To achieve the above and other objectives, the computer system of the invention, being capable of dynamically connecting with and separating from one or more externally connecting storage devices via hot plug connections, comprises the following elements: a connection interface connected with one or more externally connecting storage devices; an I/O control circuit, to/from which the externally connecting storage device can be either connected or separated wherein the control circuit emits an informing signal when the connection status of an externally connecting storage device changes; a system control circuit connected with the I/O control circuit which receives the informing signal and accordingly outputs an interrupt request signal; an interface control circuit connected with the connection interface which according to its internally stored interface settings, controls the transmission format and the interface format of the connection interface; and a central processing unit connected via the connection interface to the externally connecting storage devices which is used to access the externally connecting storage device, the central processing unit being connected with the system control circuit to receive the interrupt request signal and to execute an interrupt service sequence.

To provide a further understanding of the invention, the following detailed description illustrates embodiments and examples of the invention, this detailed description being provided only for illustration of the invention.

BRIEF DESCRIPTION OF THE DRAWINGS

The drawings included herein provide a further understanding of the invention. A brief description of the drawings is as follows:

FIG. 1 (PRIOR ART) is a schematic diagram illustrating a conventional computer system structure;

FIG. 2 is a schematic diagram illustrating a computer system structure according to an embodiment of the invention; and

FIG. 3 is a flow chart illustrating an interrupt service sequence implemented according to an embodiment of the invention.

DETAILED DESCRIPTION OF THE PREFERRED EMBODIMENTS

Wherever possible in the following description, like reference numerals will refer to like elements and parts unless otherwise illustrated.

FIG. 2 is a schematic diagram illustrating a computer system structure according to an embodiment of the invention. As illustrated, a computer system according to an embodiment of the invention is capable of dynamically connecting with and separating from, via hot plug connections, one or more externally connecting storage devices 20. In the figure, the dashed lines represent the dynamic connection/separation of each externally connecting storage devices 20 with/from both the connection interface 22 and the input/output (I/O) control circuit 24. The computer system of the invention at least includes a connection interface 22 connected to an externally connecting storage device 20. An I/O control circuit 24, to/from which the externally connecting storage devices 20 can be either connected or separated, is provided to generate an informing signal 240 when the connection status of an externally connecting storage device 20 changes.
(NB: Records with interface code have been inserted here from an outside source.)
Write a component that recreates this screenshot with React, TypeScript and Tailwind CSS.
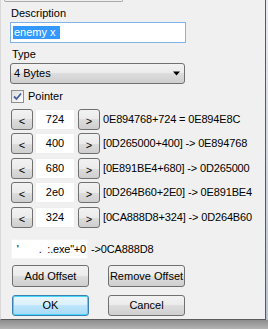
import React from "react";

const font = { fontFamily: '"Liberation Sans", Arial, sans-serif' };

function Btn({ children, className = "" }: { children: React.ReactNode; className?: string }) {
  return (
    <div
      className={
        "flex items-center justify-center rounded-[3px] border border-[#707070] bg-[linear-gradient(to_bottom,#f2f2f2_0%,#ebebeb_50%,#dddddd_50%,#cfcfcf_100%)] text-[11px] text-black " +
        className
      }
    >
      {children}
    </div>
  );
}

function OffsetRow({ value, text, mt }: { value: string; text: string; mt: string }) {
  return (
    <div className={"flex h-[21px] items-center " + mt}>
      <Btn className="h-[21px] w-[22px] ml-[1px]">
        <span className="mt-[3px]">&lt;</span>
      </Btn>
      <div className="ml-[2px] flex h-[21px] w-[40px] items-center justify-center border border-[#eeeeee] bg-white text-[11px]">
        {value}
      </div>
      <Btn className="ml-[3px] h-[21px] w-[22px]">
        <span className="mt-[3px]">&gt;</span>
      </Btn>
      <div className="ml-[3px] whitespace-pre text-[11px] tracking-[-0.15px]">{text}</div>
    </div>
  );
}

export default function App() {
  return (
    <div className="flex h-[329px] w-[268px] flex-col overflow-hidden bg-[#f0f0f0]" style={font}>
      <div className="flex h-[320px]">
        <div className="relative flex h-[320px] w-[266px] flex-col border-b border-l border-r border-[#5a5a5a] border-l-[#d8d8d8] pl-[9px]">
          <div className="-ml-[6px] h-[2px] w-[119px] rounded-b-[2px] border-b border-l border-r border-[#a8a8a8]" />
          <div className="mt-[5px] h-[13px] leading-[13px] text-[11px] pl-[1px]">Description</div>
          <div className="mt-[2px] flex h-[21px] w-[176px] items-center border border-[#7eb4ea] bg-white pl-[2px]">
            <span className="bg-[#3399ff] px-[1px] text-[11px] leading-[13px] text-white">enemy x&nbsp;</span>
          </div>
          <div className="mt-[5px] h-[13px] leading-[13px] text-[11px] pl-[2px]">Type</div>
          <div className="mt-[2px] flex h-[21px] w-[175px] items-center justify-between rounded-[3px] border border-[#707070] bg-[linear-gradient(to_bottom,#f2f2f2_0%,#ebebeb_50%,#dddddd_50%,#cfcfcf_100%)] pl-[3px] pr-[4px] text-[11px]">
            <span>4 Bytes</span>
            <svg width="7" height="5" viewBox="0 0 7 5">
              <path d="M0 0.5H7L3.5 4.5Z" fill="#000" />
            </svg>
          </div>
          <div className="mt-[6px] flex h-[13px] items-center pl-[1px]">
            <div className="flex h-[13px] w-[13px] items-center justify-center border border-[#8f8f8f] bg-[linear-gradient(135deg,#dcdcdc,#ffffff)]">
              <svg width="9" height="9" viewBox="0 0 9 9">
                <path d="M1 4.5L3.5 7L8 1.5" stroke="#4a5f97" strokeWidth="1.8" fill="none" />
              </svg>
            </div>
            <span className="ml-[4px] text-[11px]">Pointer</span>
          </div>
          <OffsetRow mt="mt-[6px]" value="724" text="0E894768+724 = 0E894E8C" />
          <OffsetRow mt="mt-[3px]" value="400" text="[0D265000+400] -> 0E894768" />
          <OffsetRow mt="mt-[4px]" value="680" text="[0E891BE4+680] -> 0D265000" />
          <OffsetRow mt="mt-[3px]" value="2e0" text="[0D264B60+2E0] -> 0E891BE4" />
          <OffsetRow mt="mt-[4px]" value="324" text="[0CA888D8+324] -> 0D264B60" />
          <div className="mt-[11px] flex h-[20px] items-center">
            <div className="ml-[1px] flex h-[20px] w-[77px] shrink-0 items-center justify-end whitespace-pre border border-[#f4f4f4] bg-white pl-[1px] pr-[1px] text-[11px] tracking-[-0.2px]">
              {"'       .  :.exe\"+0"}
            </div>
            <span className="ml-[3px] text-[11px] tracking-[-0.15px]">-&gt;0CA888D8</span>
          </div>
          <div className="mt-[6px] flex h-[22px] items-center">
            <Btn className="ml-[2px] h-[22px] w-[77px]">Add Offset</Btn>
            <Btn className="ml-[19px] h-[22px] w-[77px]">Remove Offset</Btn>
          </div>
          <div className="mt-[8px] flex h-[21px] items-center">
            <div className="ml-[2px] flex h-[21px] w-[77px] items-center justify-center rounded-[3px] border border-[#3c7fb1] bg-[linear-gradient(to_bottom,#eaf6fd_0%,#d9f0fc_50%,#bee6fd_50%,#a7d9f5_100%)] text-[11px] shadow-[inset_0_0_0_1px_#48d6fa]">
              OK
            </div>
            <Btn className="ml-[19px] h-[21px] w-[77px]">Cancel</Btn>
          </div>
        </div>
        <div className="h-[320px] w-[2px] bg-[linear-gradient(to_bottom,#e8edf2,#b8c4d0)]" />
      </div>
      <div className="h-[9px] w-[268px] bg-[linear-gradient(to_bottom,#8c8c8c,#b4b4b4)]" />
    </div>
  );
}
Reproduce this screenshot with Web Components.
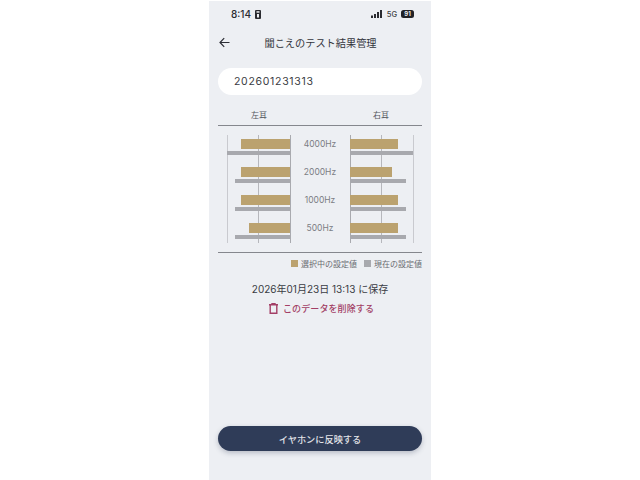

A system control circuit 26 is connected with the I/O control circuit 24, and receives the informing signal 240 and accordingly outputs an interrupt request signal 260. An interface control circuit 28 is connected with the connection interface 22, which, according to its internally stored interface settings, controls the transmission format and the interface format of the connection interface 22. A central processing unit 29 is connected via the connection interface 22 to the externally connecting storage devices 20, and is used to dynamically access the externally connecting storage devices 20. The central processing unit 29 is further connected with system control circuit 26 to receive the interrupt request signal 260 and consequently execute an interrupt service sequence (shown in FIG. 3).

According to an embodiment of the invention, the computer system of FIG. 2 may be, for example, a storage server system used to principally store a great amount of data. The externally connecting storage device 20 may be, accordingly, a storage device of large capacity such as a storage disc drive. The connection interface 22 used by the storage server system may be, for example, a disk drive interface, which may be of an IDE (Integrated Device Electronics) format, E-IDE (Enhanced-IDE) format, ATA (Advanced Technology Attachment) format, or ATAPI (ATA Packet Interface) format. In addition, the I/O control circuit 24 can be a super I/O chip with one or more GPIO (General-Purpose Input Output) ports used as I/O ports for connecting one or more externally connecting storage devices 20. Lastly, the system control circuit 26 can be, for example, a south bridge chip.

Referring to FIG. 3, a flow chart schematically illustrates an interrupt service sequence implemented according to an embodiment of the invention. At step 30, the central processing unit 29 determines whether the interrupt request signal 260 is caused by a change in the connection status between the I/O control circuit 24 and the externally connecting storage devices 20. If yes, step 32 is executed, otherwise step 34 is executed. At step 32, according to the current number of connected storage devices 20 and their corresponding configuration association, the central processing unit 29 loads the corresponding interface settings into the interface control circuit 28. The interrupt service sequence ends at step 34.

A more detailed description in respect of step 32 is now provided. According to its internally stored interface settings, the interface control circuit 28 adequately and correctly controls the transmission format and the interface format of the connection interface 22, these interface settings being determined and differing according to the different numbers and types of storage devices 20. According to an embodiment, for different configuration associations of the storage devices 20, the content of the interface control circuit 28 may be read via a PCI tool program or I/O tool program in the operating system. Then an inquiry table is arranged and put in the interrupt service rule (ISR). Thereby, when the central processing unit 29 executes step 32, it will look up the inquiry table according to the number of storage devices 20 currently connected with the I/O control circuit 24 and their configuration association to find the corresponding interface settings, which it will then load into the interface control circuit 28 to obtain correct control.

Therefore, the technical method of the invention can use the BIOS to reconfigure the function settings of the chips of the computer system without the need to change the current computer system structure or restart the hardware. Via the association of appropriate ISR software to execute the interruption service sequence of the invention (as shown in FIG. 3), a system capable of using hot plug storage devices can be achieved. The production cost of the invention therefore is relatively lower and more easily practiced. Provided with hot plug functionality, such a storage device may be directly connected or removed while the computer system is turned on and in operation; the invention therefore enables convenient use without the need of turning off the computer system and opening the host casing to place the storage device. In addition, the invention is compatible with a plug-and-play system. As soon as the storage device is installed, the operating system will automatically detect its presence and consequently load appropriate interface settings. The user then can readily access data. With the hot plug functionality, the user further can conveniently replace, upgrade, and expand the storage device.

It should be apparent to those skilled in the art that the above description is only illustrative of specific embodiments and examples of the invention. The invention should therefore cover various modifications and variations made to the herein-described structure and operations of the invention, provided they fall within the scope of the invention as defined in the following appended claims.